The Shining Girls had a strong ending, which bumped this from a three to four star book for me. the plot: a serial killer, Harper, uses a mysterious house to travel through time to kill girls who "shine." here, "shine" seems to mean girls with special potential and energy. Harper's home of operation is Chicago, which is expertly evoked by Beukes. the city in all its grittiness, beauty, and potential really comes alive in The Shining Girls - a pretty great feat since Beukes is herself from South Africa. as Harper travelled through time hunting his next victim, i was usually more interested in the city than I was in how Harper would claim his next shining girl.


and, as to that . . . my god, this book was graphic. i learned something about myself: i am not into reading graphic descriptions of women being gutted alive. i can stomach one or two such scenes per book, but not eight or nine. those scenes were so deeply unpleasant that picking up The Shining Girls became a chore. it was easily my least favorite part of this novel, which is unfortunate since it's such an essential part of the story.


as with all time travel narratives, if you think too much about the cause and effect mechanics of this book, you will loose hours only to find yourself right back where you began. but not coincidentally, i think, this circular thinking very much mirrors the structure of the novel where you end essentially end where you began. Buekes wants us to question the nature of cause and effect, and it is one of the strongest aspects of this novel.

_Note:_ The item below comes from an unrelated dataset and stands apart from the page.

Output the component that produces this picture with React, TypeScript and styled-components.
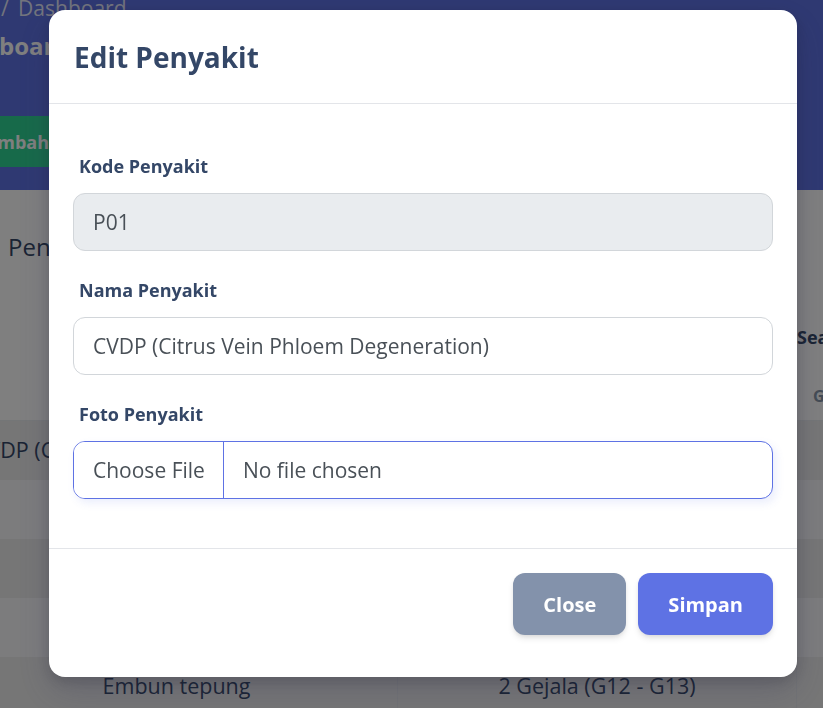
import React from "react";
import styled, { createGlobalStyle } from "styled-components";

const GlobalStyle = createGlobalStyle`
  html, body { margin: 0; padding: 0; }
  body {
    width: 823px;
    height: 708px;
    overflow: hidden;
    font-family: "Open Sans", "Noto Sans", sans-serif;
    background: #f8f9fe;
  }
  * { box-sizing: border-box; }
`;

/* ---------- background dashboard ---------- */

const Page = styled.div`
  width: 823px;
  height: 708px;
  overflow: hidden;
  background: #ffffff;
`;

const Header = styled.header`
  height: 190px;
  background: #5e72e4;
  display: flex;
  flex-direction: column;
  align-items: flex-start;
`;

const Breadcrumb = styled.div`
  margin: -6px 0 0 -66px;
  font-size: 21px;
  line-height: 28px;
  color: rgba(255, 255, 255, 0.85);
  white-space: nowrap;
  word-spacing: 4px;
`;

const PageTitle = styled.h1`
  margin: 8px 0 0 -61px;
  font-size: 24px;
  line-height: 32px;
  font-weight: 700;
  color: #ffffff;
  white-space: nowrap;
`;

const AddButton = styled.button`
  margin: 54px 0 0 -44px;
  height: 51px;
  padding: 0 20px;
  border: none;
  border-radius: 8px;
  background: #2fd494;
  color: #ffffff;
  font-family: inherit;
  font-size: 18px;
  font-weight: 700;
  white-space: nowrap;
`;

const Content = styled.section`
  padding-top: 42px;
`;

const CardTitle = styled.h3`
  margin: 0 0 0 8px;
  font-size: 24px;
  line-height: 30px;
  font-weight: 400;
  color: #344767;
`;

const SearchRow = styled.div`
  margin-top: 62px;
  padding-left: 797px;
  font-size: 18px;
  line-height: 26px;
  font-weight: 700;
  color: #344767;
  white-space: nowrap;
`;

const Table = styled.div`
  margin-top: 22px;
  margin-left: -44px;
  display: grid;
  grid-template-columns: 442px 399px 300px;
`;

const HeadCell = styled.div<{ $align?: string }>`
  height: 49px;
  display: flex;
  align-items: center;
  justify-content: ${(p) => p.$align || "center"};
  padding-left: 16px;
  font-size: 16px;
  font-weight: 700;
  color: #8898aa;
  border-bottom: 1px solid #e9ecef;
`;

const Cell = styled.div<{ $striped: boolean }>`
  height: 59px;
  display: flex;
  align-items: center;
  justify-content: center;
  padding-bottom: 2px;
  font-size: 21.5px;
  color: #344767;
  white-space: nowrap;
  background: ${(p) => (p.$striped ? "#ececec" : "#f8f9fa")};
  border-right: 1px solid #e4e6ea;
`;

/* ---------- modal ---------- */

const Overlay = styled.div`
  position: fixed;
  inset: 0;
  background: rgba(0, 0, 0, 0.5);
  display: flex;
  align-items: flex-start;
  padding: 10px 0 0 49px;
`;

const Modal = styled.div`
  width: 748px;
  background: #ffffff;
  border-radius: 16px;
  box-shadow: 0 15px 35px rgba(50, 50, 93, 0.2), 0 5px 15px rgba(0, 0, 0, 0.17);
  display: flex;
  flex-direction: column;
`;

const ModalHeader = styled.div`
  height: 94px;
  padding: 0 25px;
  display: flex;
  align-items: center;
  border-bottom: 1px solid #e3e5e9;
`;

const ModalTitle = styled.h5`
  margin: 0;
  font-size: 28px;
  line-height: 36px;
  font-weight: 700;
  color: #344767;
`;

const ModalBody = styled.div`
  padding: 50px 24px 49px;
  display: flex;
  flex-direction: column;
  gap: 27px;
`;

const FormGroup = styled.div`
  display: flex;
  flex-direction: column;
`;

const Label = styled.label`
  margin: 0 0 15px 6px;
  font-size: 18px;
  line-height: 24px;
  font-weight: 700;
  color: #344767;
`;

const TextInput = styled.input<{ $disabled?: boolean }>`
  height: 58px;
  width: 100%;
  padding: 0 19px;
  border: 1px solid #d2d6da;
  border-radius: 12px;
  background: ${(p) => (p.$disabled ? "#e9ecef" : "#ffffff")};
  font-family: inherit;
  font-size: 21px;
  color: #495057;
  outline: none;
`;

const FileInput = styled.input`
  height: 58px;
  width: 100%;
  padding: 0;
  border: 1px solid #5e72e4;
  border-radius: 12px;
  background: #ffffff;
  font-family: inherit;
  font-size: 21px;
  line-height: 56px;
  color: #495057;
  outline: none;
  overflow: hidden;
  box-shadow: 3px 4px 8px rgba(94, 114, 228, 0.12);

  &::file-selector-button {
    height: 56px;
    margin: 0 19px 0 0;
    padding: 0 18px 0 19px;
    border: none;
    border-right: 1px solid #5e72e4;
    background: #ffffff;
    font-family: inherit;
    font-size: 21px;
    color: #495057;
  }
`;

const ModalFooter = styled.div`
  border-top: 1px solid #e3e5e9;
  padding: 24px 24px 42px;
  display: flex;
  justify-content: flex-end;
  gap: 12px;
`;

const Button = styled.button<{ $variant: "secondary" | "primary" }>`
  height: 62px;
  padding: 0 30px;
  border: none;
  border-radius: 12px;
  background: ${(p) => (p.$variant === "primary" ? "#5e72e4" : "#8392ab")};
  color: #ffffff;
  font-family: inherit;
  font-size: 20px;
  font-weight: 700;
  box-shadow: 0 4px 7px -1px rgba(0, 0, 0, 0.11), 0 2px 4px -1px rgba(0, 0, 0, 0.07);
  cursor: pointer;
`;

const rows = [
  ["CVDP (Citrus Vein Phloem Degeneration)", "4 Gejala (G01 - G04)"],
  ["Kudis", "3 Gejala (G05 - G07)"],
  ["Blendok", "2 Gejala (G08 - G09)"],
  ["Busuk Buah", "2 Gejala (G10 - G11)"],
  ["Embun tepung", "2 Gejala (G12 - G13)"],
];

export default function App() {
  return (
    <>
      <GlobalStyle />
      <Page>
        <Header>
          <Breadcrumb>Pages / Dashboard</Breadcrumb>
          <PageTitle>Dashboard</PageTitle>
          <AddButton>Tambah Penyakit</AddButton>
        </Header>
        <Content>
          <CardTitle>Penyakit</CardTitle>
          <SearchRow>Search:</SearchRow>
          <Table>
            <HeadCell>NAMA PENYAKIT</HeadCell>
            <HeadCell>GEJALA</HeadCell>
            <HeadCell $align="flex-start">Gambar</HeadCell>
            {rows.map(([name, gejala], i) => (
              <React.Fragment key={name}>
                <Cell $striped={i % 2 === 0}>{name}</Cell>
                <Cell $striped={i % 2 === 0}>{gejala}</Cell>
                <Cell $striped={i % 2 === 0} />
              </React.Fragment>
            ))}
          </Table>
        </Content>
      </Page>

      <Overlay>
        <Modal>
          <ModalHeader>
            <ModalTitle>Edit Penyakit</ModalTitle>
          </ModalHeader>
          <ModalBody>
            <FormGroup>
              <Label htmlFor="kode">Kode Penyakit</Label>
              <TextInput id="kode" $disabled disabled defaultValue="P01" />
            </FormGroup>
            <FormGroup>
              <Label htmlFor="nama">Nama Penyakit</Label>
              <TextInput id="nama" defaultValue="CVDP (Citrus Vein Phloem Degeneration)" />
            </FormGroup>
            <FormGroup>
              <Label htmlFor="foto">Foto Penyakit</Label>
              <FileInput id="foto" type="file" />
            </FormGroup>
          </ModalBody>
          <ModalFooter>
            <Button $variant="secondary">Close</Button>
            <Button $variant="primary">Simpan</Button>
          </ModalFooter>
        </Modal>
      </Overlay>
    </>
  );
}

another saving grace of The Shining Girls: our heroine, the one who survives a brutal attack by Harper, Kirby. she's very Lisbeth Salamander-esq in a good way. she's a survivor, prickly and punky, but she didn't feel like an archetype when she easily could have. i enjoyed her character, particularly when she's interacting with Dan, her cynical and much older sidekick.


the graphic nature of the violence just didn't do it for me. but to those for whom that's not a concern, i'd recommend The Shining Girls. it's an atmospheric novel which raises some interesting questions about time and inevitability. and, while The Shining Girls wobbles in the execution a little, it definitely sticks its landing.